GOAL -
Each entry below must be repeated exactly, with pictures left out.

DATA FOR PROCESSING -
============================================================

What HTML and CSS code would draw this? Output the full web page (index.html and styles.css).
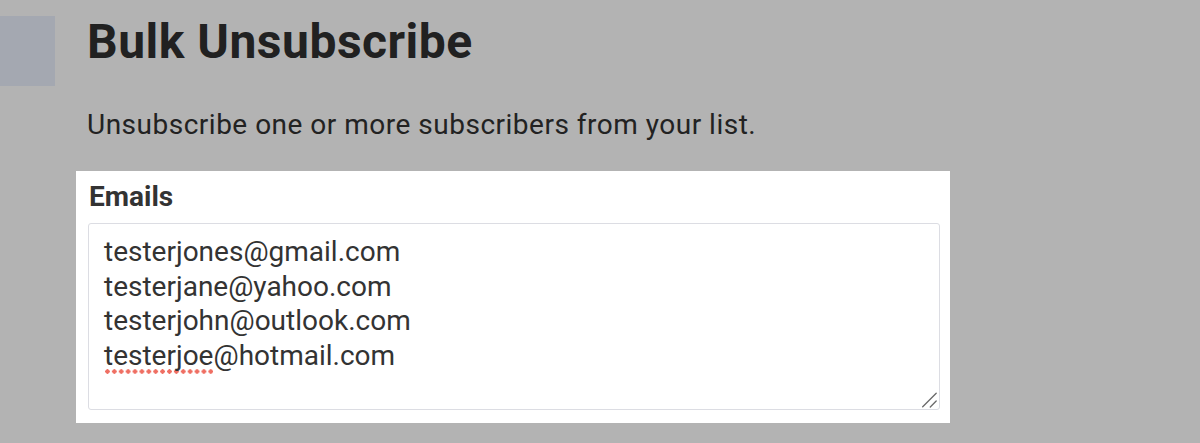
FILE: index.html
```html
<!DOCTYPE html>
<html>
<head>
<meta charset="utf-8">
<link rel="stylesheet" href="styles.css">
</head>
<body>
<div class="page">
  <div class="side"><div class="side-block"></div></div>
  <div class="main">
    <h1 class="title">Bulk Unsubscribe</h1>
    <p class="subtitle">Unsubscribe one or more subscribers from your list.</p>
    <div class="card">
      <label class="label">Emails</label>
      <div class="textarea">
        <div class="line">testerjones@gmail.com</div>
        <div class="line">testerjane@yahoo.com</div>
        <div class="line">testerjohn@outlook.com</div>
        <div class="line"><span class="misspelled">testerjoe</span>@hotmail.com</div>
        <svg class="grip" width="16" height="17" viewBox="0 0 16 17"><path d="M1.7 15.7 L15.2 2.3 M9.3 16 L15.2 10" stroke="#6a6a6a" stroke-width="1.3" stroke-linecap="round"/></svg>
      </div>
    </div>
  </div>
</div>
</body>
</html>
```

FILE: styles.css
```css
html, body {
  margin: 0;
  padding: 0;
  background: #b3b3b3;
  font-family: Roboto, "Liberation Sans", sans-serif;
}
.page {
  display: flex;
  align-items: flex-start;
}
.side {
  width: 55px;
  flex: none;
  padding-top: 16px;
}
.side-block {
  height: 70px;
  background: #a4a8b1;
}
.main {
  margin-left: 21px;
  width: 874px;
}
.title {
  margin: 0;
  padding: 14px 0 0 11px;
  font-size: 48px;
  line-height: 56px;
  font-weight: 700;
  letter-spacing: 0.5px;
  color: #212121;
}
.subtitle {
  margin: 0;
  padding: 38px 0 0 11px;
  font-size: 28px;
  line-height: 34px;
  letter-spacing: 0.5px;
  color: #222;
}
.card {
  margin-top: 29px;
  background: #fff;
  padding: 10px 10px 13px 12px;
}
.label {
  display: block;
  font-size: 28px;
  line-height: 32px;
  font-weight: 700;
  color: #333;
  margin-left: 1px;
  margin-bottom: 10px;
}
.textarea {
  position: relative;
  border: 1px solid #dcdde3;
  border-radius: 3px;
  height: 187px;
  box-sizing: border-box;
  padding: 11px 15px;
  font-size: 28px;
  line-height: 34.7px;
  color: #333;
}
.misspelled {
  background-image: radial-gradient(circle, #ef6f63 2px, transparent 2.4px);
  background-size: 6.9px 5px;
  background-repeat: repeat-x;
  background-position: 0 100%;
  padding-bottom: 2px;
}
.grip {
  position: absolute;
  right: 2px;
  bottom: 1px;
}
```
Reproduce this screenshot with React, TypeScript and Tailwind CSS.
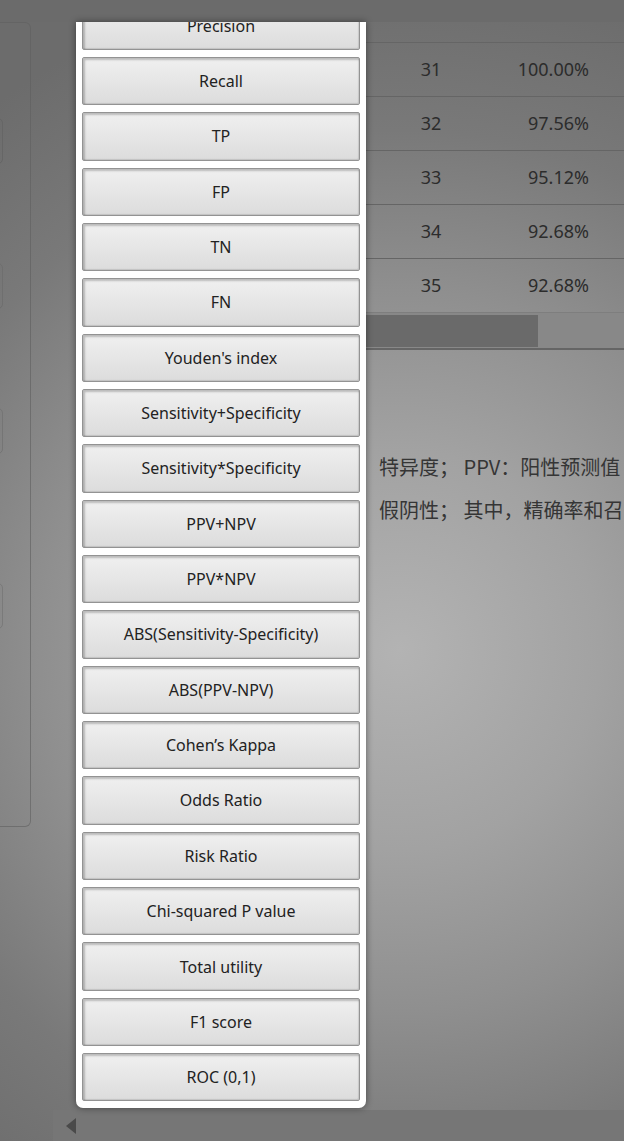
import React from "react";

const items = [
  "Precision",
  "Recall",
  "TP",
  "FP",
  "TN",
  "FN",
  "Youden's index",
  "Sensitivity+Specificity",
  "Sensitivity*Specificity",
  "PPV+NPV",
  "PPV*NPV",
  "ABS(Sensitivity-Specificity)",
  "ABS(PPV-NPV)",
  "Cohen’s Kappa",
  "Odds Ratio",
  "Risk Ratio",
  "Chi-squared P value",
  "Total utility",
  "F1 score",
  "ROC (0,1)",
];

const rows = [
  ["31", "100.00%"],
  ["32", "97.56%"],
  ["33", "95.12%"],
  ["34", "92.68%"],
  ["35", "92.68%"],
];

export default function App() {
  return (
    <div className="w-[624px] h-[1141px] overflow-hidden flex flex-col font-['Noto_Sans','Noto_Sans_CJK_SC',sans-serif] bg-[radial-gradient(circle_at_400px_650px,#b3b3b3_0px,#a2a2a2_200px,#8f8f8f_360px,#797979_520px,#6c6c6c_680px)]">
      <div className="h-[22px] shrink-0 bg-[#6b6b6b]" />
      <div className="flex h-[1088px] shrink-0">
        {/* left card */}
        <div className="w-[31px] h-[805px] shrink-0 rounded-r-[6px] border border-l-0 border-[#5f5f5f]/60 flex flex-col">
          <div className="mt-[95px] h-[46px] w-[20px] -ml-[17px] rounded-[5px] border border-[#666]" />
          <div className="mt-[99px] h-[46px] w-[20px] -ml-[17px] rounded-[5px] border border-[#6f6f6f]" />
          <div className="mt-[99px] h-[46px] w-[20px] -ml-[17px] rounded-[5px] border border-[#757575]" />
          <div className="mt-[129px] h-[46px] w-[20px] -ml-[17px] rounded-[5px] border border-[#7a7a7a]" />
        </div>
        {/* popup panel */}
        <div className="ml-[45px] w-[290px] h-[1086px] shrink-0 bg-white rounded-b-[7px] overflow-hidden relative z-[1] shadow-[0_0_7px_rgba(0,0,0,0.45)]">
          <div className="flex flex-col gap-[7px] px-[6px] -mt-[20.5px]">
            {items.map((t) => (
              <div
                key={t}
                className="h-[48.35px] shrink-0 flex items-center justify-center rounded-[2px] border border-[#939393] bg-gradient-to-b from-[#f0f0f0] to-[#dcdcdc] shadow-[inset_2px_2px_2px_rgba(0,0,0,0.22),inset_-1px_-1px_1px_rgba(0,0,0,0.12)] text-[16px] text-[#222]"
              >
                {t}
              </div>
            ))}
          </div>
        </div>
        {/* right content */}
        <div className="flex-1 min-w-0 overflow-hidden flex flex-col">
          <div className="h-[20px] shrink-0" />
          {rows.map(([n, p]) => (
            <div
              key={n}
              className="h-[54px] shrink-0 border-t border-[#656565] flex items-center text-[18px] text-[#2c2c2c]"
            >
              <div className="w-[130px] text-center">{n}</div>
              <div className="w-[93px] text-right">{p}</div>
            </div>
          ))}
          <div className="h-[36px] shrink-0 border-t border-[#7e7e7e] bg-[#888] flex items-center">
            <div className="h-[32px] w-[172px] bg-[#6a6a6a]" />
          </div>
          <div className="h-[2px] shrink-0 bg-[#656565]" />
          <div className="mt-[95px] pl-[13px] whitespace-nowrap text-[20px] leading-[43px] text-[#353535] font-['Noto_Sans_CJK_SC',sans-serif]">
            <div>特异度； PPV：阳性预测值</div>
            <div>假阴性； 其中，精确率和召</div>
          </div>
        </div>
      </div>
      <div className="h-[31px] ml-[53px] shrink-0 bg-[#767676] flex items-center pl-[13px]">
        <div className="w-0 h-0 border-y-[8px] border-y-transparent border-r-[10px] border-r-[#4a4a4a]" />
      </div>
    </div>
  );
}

============================================================

FULL SOLUTION -
What HTML and CSS code would draw this? Output the full web page (index.html and styles.css).
FILE: index.html
```html
<!DOCTYPE html>
<html>
<head>
<meta charset="utf-8">
<link rel="stylesheet" href="styles.css">
</head>
<body>
<div class="page">
  <div class="side"><div class="side-block"></div></div>
  <div class="main">
    <h1 class="title">Bulk Unsubscribe</h1>
    <p class="subtitle">Unsubscribe one or more subscribers from your list.</p>
    <div class="card">
      <label class="label">Emails</label>
      <div class="textarea">
        <div class="line">testerjones@gmail.com</div>
        <div class="line">testerjane@yahoo.com</div>
        <div class="line">testerjohn@outlook.com</div>
        <div class="line"><span class="misspelled">testerjoe</span>@hotmail.com</div>
        <svg class="grip" width="16" height="17" viewBox="0 0 16 17"><path d="M1.7 15.7 L15.2 2.3 M9.3 16 L15.2 10" stroke="#6a6a6a" stroke-width="1.3" stroke-linecap="round"/></svg>
      </div>
    </div>
  </div>
</div>
</body>
</html>
```

FILE: styles.css
```css
html, body {
  margin: 0;
  padding: 0;
  background: #b3b3b3;
  font-family: Roboto, "Liberation Sans", sans-serif;
}
.page {
  display: flex;
  align-items: flex-start;
}
.side {
  width: 55px;
  flex: none;
  padding-top: 16px;
}
.side-block {
  height: 70px;
  background: #a4a8b1;
}
.main {
  margin-left: 21px;
  width: 874px;
}
.title {
  margin: 0;
  padding: 14px 0 0 11px;
  font-size: 48px;
  line-height: 56px;
  font-weight: 700;
  letter-spacing: 0.5px;
  color: #212121;
}
.subtitle {
  margin: 0;
  padding: 38px 0 0 11px;
  font-size: 28px;
  line-height: 34px;
  letter-spacing: 0.5px;
  color: #222;
}
.card {
  margin-top: 29px;
  background: #fff;
  padding: 10px 10px 13px 12px;
}
.label {
  display: block;
  font-size: 28px;
  line-height: 32px;
  font-weight: 700;
  color: #333;
  margin-left: 1px;
  margin-bottom: 10px;
}
.textarea {
  position: relative;
  border: 1px solid #dcdde3;
  border-radius: 3px;
  height: 187px;
  box-sizing: border-box;
  padding: 11px 15px;
  font-size: 28px;
  line-height: 34.7px;
  color: #333;
}
.misspelled {
  background-image: radial-gradient(circle, #ef6f63 2px, transparent 2.4px);
  background-size: 6.9px 5px;
  background-repeat: repeat-x;
  background-position: 0 100%;
  padding-bottom: 2px;
}
.grip {
  position: absolute;
  right: 2px;
  bottom: 1px;
}
```
Reproduce this screenshot with React, TypeScript and Tailwind CSS.
import React from "react";

const items = [
  "Precision",
  "Recall",
  "TP",
  "FP",
  "TN",
  "FN",
  "Youden's index",
  "Sensitivity+Specificity",
  "Sensitivity*Specificity",
  "PPV+NPV",
  "PPV*NPV",
  "ABS(Sensitivity-Specificity)",
  "ABS(PPV-NPV)",
  "Cohen’s Kappa",
  "Odds Ratio",
  "Risk Ratio",
  "Chi-squared P value",
  "Total utility",
  "F1 score",
  "ROC (0,1)",
];

const rows = [
  ["31", "100.00%"],
  ["32", "97.56%"],
  ["33", "95.12%"],
  ["34", "92.68%"],
  ["35", "92.68%"],
];

export default function App() {
  return (
    <div className="w-[624px] h-[1141px] overflow-hidden flex flex-col font-['Noto_Sans','Noto_Sans_CJK_SC',sans-serif] bg-[radial-gradient(circle_at_400px_650px,#b3b3b3_0px,#a2a2a2_200px,#8f8f8f_360px,#797979_520px,#6c6c6c_680px)]">
      <div className="h-[22px] shrink-0 bg-[#6b6b6b]" />
      <div className="flex h-[1088px] shrink-0">
        {/* left card */}
        <div className="w-[31px] h-[805px] shrink-0 rounded-r-[6px] border border-l-0 border-[#5f5f5f]/60 flex flex-col">
          <div className="mt-[95px] h-[46px] w-[20px] -ml-[17px] rounded-[5px] border border-[#666]" />
          <div className="mt-[99px] h-[46px] w-[20px] -ml-[17px] rounded-[5px] border border-[#6f6f6f]" />
          <div className="mt-[99px] h-[46px] w-[20px] -ml-[17px] rounded-[5px] border border-[#757575]" />
          <div className="mt-[129px] h-[46px] w-[20px] -ml-[17px] rounded-[5px] border border-[#7a7a7a]" />
        </div>
        {/* popup panel */}
        <div className="ml-[45px] w-[290px] h-[1086px] shrink-0 bg-white rounded-b-[7px] overflow-hidden relative z-[1] shadow-[0_0_7px_rgba(0,0,0,0.45)]">
          <div className="flex flex-col gap-[7px] px-[6px] -mt-[20.5px]">
            {items.map((t) => (
              <div
                key={t}
                className="h-[48.35px] shrink-0 flex items-center justify-center rounded-[2px] border border-[#939393] bg-gradient-to-b from-[#f0f0f0] to-[#dcdcdc] shadow-[inset_2px_2px_2px_rgba(0,0,0,0.22),inset_-1px_-1px_1px_rgba(0,0,0,0.12)] text-[16px] text-[#222]"
              >
                {t}
              </div>
            ))}
          </div>
        </div>
        {/* right content */}
        <div className="flex-1 min-w-0 overflow-hidden flex flex-col">
          <div className="h-[20px] shrink-0" />
          {rows.map(([n, p]) => (
            <div
              key={n}
              className="h-[54px] shrink-0 border-t border-[#656565] flex items-center text-[18px] text-[#2c2c2c]"
            >
              <div className="w-[130px] text-center">{n}</div>
              <div className="w-[93px] text-right">{p}</div>
            </div>
          ))}
          <div className="h-[36px] shrink-0 border-t border-[#7e7e7e] bg-[#888] flex items-center">
            <div className="h-[32px] w-[172px] bg-[#6a6a6a]" />
          </div>
          <div className="h-[2px] shrink-0 bg-[#656565]" />
          <div className="mt-[95px] pl-[13px] whitespace-nowrap text-[20px] leading-[43px] text-[#353535] font-['Noto_Sans_CJK_SC',sans-serif]">
            <div>特异度； PPV：阳性预测值</div>
            <div>假阴性； 其中，精确率和召</div>
          </div>
        </div>
      </div>
      <div className="h-[31px] ml-[53px] shrink-0 bg-[#767676] flex items-center pl-[13px]">
        <div className="w-0 h-0 border-y-[8px] border-y-transparent border-r-[10px] border-r-[#4a4a4a]" />
      </div>
    </div>
  );
}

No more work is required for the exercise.